* begin Dataset content *
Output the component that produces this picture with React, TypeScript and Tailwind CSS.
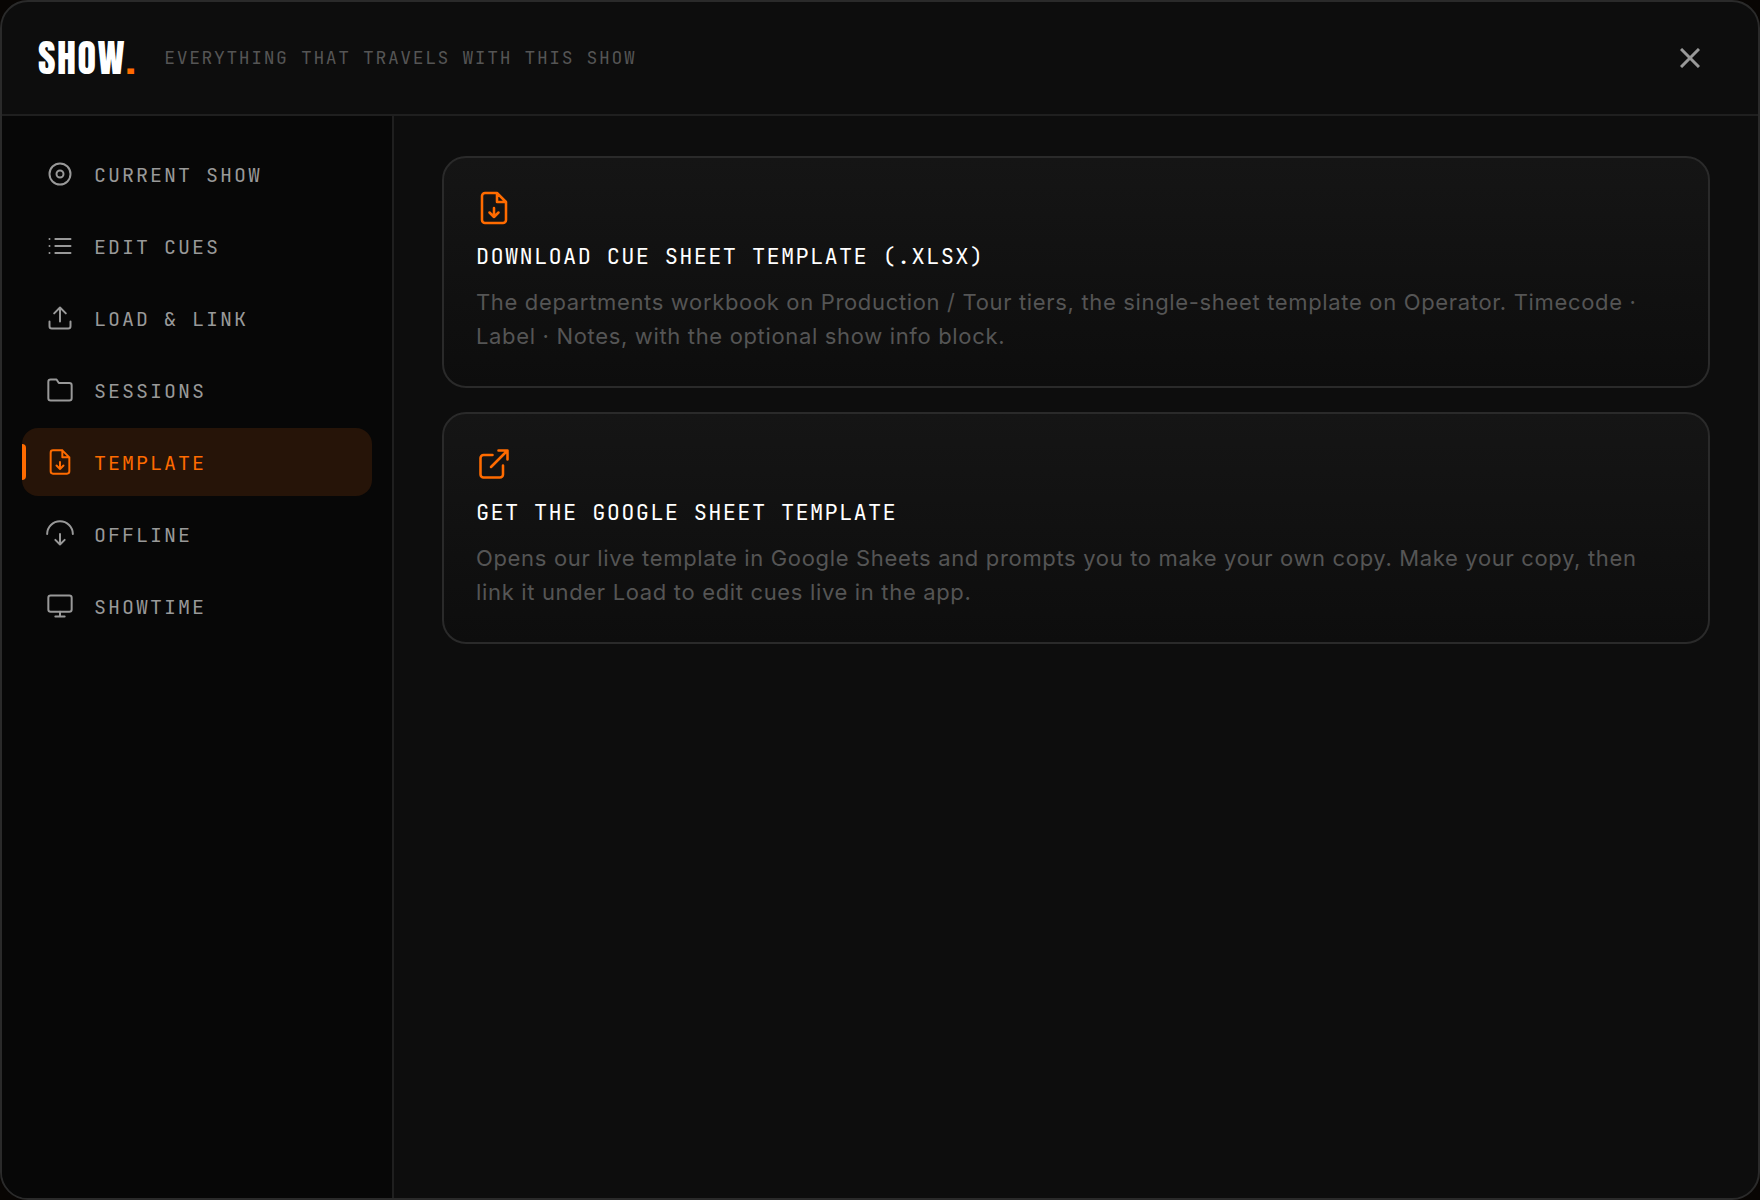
import { useState } from 'react'
import type { ReactNode } from 'react'

type IconProps = { className?: string }

function Icon({ className, children }: IconProps & { children: ReactNode }) {
  return (
    <svg
      viewBox="0 0 24 24"
      fill="none"
      stroke="currentColor"
      strokeWidth={1.7}
      strokeLinecap="round"
      strokeLinejoin="round"
      aria-hidden="true"
      className={className}
    >
      {children}
    </svg>
  )
}

const DiscIcon = ({ className }: IconProps) => (
  <Icon className={className}>
    <circle cx="12" cy="12" r="9" />
    <circle cx="12" cy="12" r="3" />
  </Icon>
)

const ListIcon = ({ className }: IconProps) => (
  <Icon className={className}>
    <path d="M8 6h13M8 12h13M8 18h13M3 6h.01M3 12h.01M3 18h.01" />
  </Icon>
)

const UploadIcon = ({ className }: IconProps) => (
  <Icon className={className}>
    <path d="M12 15V3M7 8l5-5 5 5M3 15v4a2 2 0 0 0 2 2h14a2 2 0 0 0 2-2v-4" />
  </Icon>
)

const FolderIcon = ({ className }: IconProps) => (
  <Icon className={className}>
    <path d="M22 19a2 2 0 0 1-2 2H4a2 2 0 0 1-2-2V5a2 2 0 0 1 2-2h5l2 3h9a2 2 0 0 1 2 2z" />
  </Icon>
)

const FileDownIcon = ({ className }: IconProps) => (
  <Icon className={className}>
    <path d="M14 2H6a2 2 0 0 0-2 2v16a2 2 0 0 0 2 2h12a2 2 0 0 0 2-2V8zM14 2v6h6M12 12v6M9 15l3 3 3-3" />
  </Icon>
)

const OfflineIcon = ({ className }: IconProps) => (
  <Icon className={className}>
    <path d="M1 12a11 11 0 0 1 22 0M12 12v9M8 17l4 4 4-4" />
  </Icon>
)

const MonitorIcon = ({ className }: IconProps) => (
  <Icon className={className}>
    <rect x="2" y="3" width="20" height="14" rx="2" />
    <path d="M8 21h8M12 17v4" />
  </Icon>
)

const ExternalIcon = ({ className }: IconProps) => (
  <Icon className={className}>
    <path d="M18 13v6a2 2 0 0 1-2 2H5a2 2 0 0 1-2-2V8a2 2 0 0 1 2-2h6M15 3h6v6M10 14L21 3" />
  </Icon>
)

const NAV_ITEMS = [
  { id: 'current', label: 'Current Show', icon: DiscIcon },
  { id: 'cues', label: 'Edit Cues', icon: ListIcon },
  { id: 'load', label: 'Load & Link', icon: UploadIcon },
  { id: 'sessions', label: 'Sessions', icon: FolderIcon },
  { id: 'template', label: 'Template', icon: FileDownIcon },
  { id: 'offline', label: 'Offline', icon: OfflineIcon },
  { id: 'showtime', label: 'Showtime', icon: MonitorIcon },
]

const CARDS = [
  {
    icon: FileDownIcon,
    title: 'Download cue sheet template (.xlsx)',
    text: 'The departments workbook on Production / Tour tiers, the single-sheet template on Operator. Timecode · Label · Notes, with the optional show info block.',
  },
  {
    icon: ExternalIcon,
    title: 'Get the Google Sheet template',
    text: 'Opens our live template in Google Sheets and prompts you to make your own copy. Make your copy, then link it under Load to edit cues live in the app.',
  },
]

export default function App() {
  const [active, setActive] = useState('template')

  return (
    <div className="min-h-screen bg-[#080503] flex font-['Inter',sans-serif]">
      <div className="flex flex-1 flex-col overflow-hidden rounded-[28px] border-2 border-[#2a2a2a] bg-[#0d0d0d]">
        <header className="flex items-center border-b-2 border-[#1f1f1f] py-7 pr-10 pl-9">
          <h1 className="font-['Anton','Liberation_Sans_Narrow',sans-serif] text-[38px] leading-14 font-normal tracking-[0.04em] text-white">
            SHOW<span className="text-[#ff6b00]">.</span>
          </h1>
          <p className="ml-7 flex-1 font-['JetBrains_Mono','DejaVu_Sans_Mono',monospace] text-lg tracking-[0.09em] text-[#555] uppercase">
            Everything that travels with this show
          </p>
          <button
            type="button"
            aria-label="Close"
            className="flex size-14 items-center justify-center text-[#999] hover:text-white"
          >
            <svg viewBox="0 0 20 20" stroke="currentColor" strokeWidth="3" className="size-5" aria-hidden="true">
              <path d="M1 1l18 18M19 1L1 19" />
            </svg>
          </button>
        </header>

        <div className="flex flex-1">
          <nav className="flex w-[392px] shrink-0 flex-col gap-1 border-r-2 border-[#1f1f1f] bg-[#070707] px-5 py-6">
            {NAV_ITEMS.map(item => {
              const selected = item.id === active

              return (
                <button
                  key={item.id}
                  type="button"
                  aria-current={selected ? 'page' : undefined}
                  onClick={() => setActive(item.id)}
                  className={[
                    "relative flex h-17 items-center gap-5 rounded-2xl px-6 font-['JetBrains_Mono','DejaVu_Sans_Mono',monospace] text-xl tracking-widest uppercase",
                    selected ? 'bg-[#261408] text-[#ff6b00]' : 'text-[#999] hover:text-white',
                  ].join(' ')}
                >
                  {selected && <span className="absolute left-0 h-9 w-1 rounded-r-sm bg-[#ff6b00]" />}
                  <item.icon className="size-7" />
                  <span className="pt-0.5">{item.label}</span>
                </button>
              )
            })}
          </nav>

          <main className="flex flex-1 flex-col gap-6 px-12 py-10">
            {CARDS.map(card => (
              <button
                key={card.title}
                type="button"
                className="flex flex-col items-start rounded-3xl border-2 border-[#2a2a2a] bg-linear-to-b from-[#151515] to-[#0d0d0d] p-8 pb-[33px] text-left"
              >
                <card.icon className="size-9 text-[#ff6b00]" />
                <span className="mt-4 font-['JetBrains_Mono','DejaVu_Sans_Mono',monospace] text-[22px] leading-[30px] tracking-[0.06em] text-white uppercase">
                  {card.title}
                </span>
                <span className="mt-[13px] text-[22px] leading-[34px] tracking-[0.03em] text-[#555]">{card.text}</span>
              </button>
            ))}
          </main>
        </div>
      </div>
    </div>
  )
}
* end Dataset content *
## Stated goal
Make a copy of each line that contains the string "with".

## Solution below
Output the component that produces this picture with React, TypeScript and Tailwind CSS.
    text: 'The departments workbook on Production / Tour tiers, the single-sheet template on Operator. Timecode · Label · Notes, with the optional show info block.',
            Everything that travels with this show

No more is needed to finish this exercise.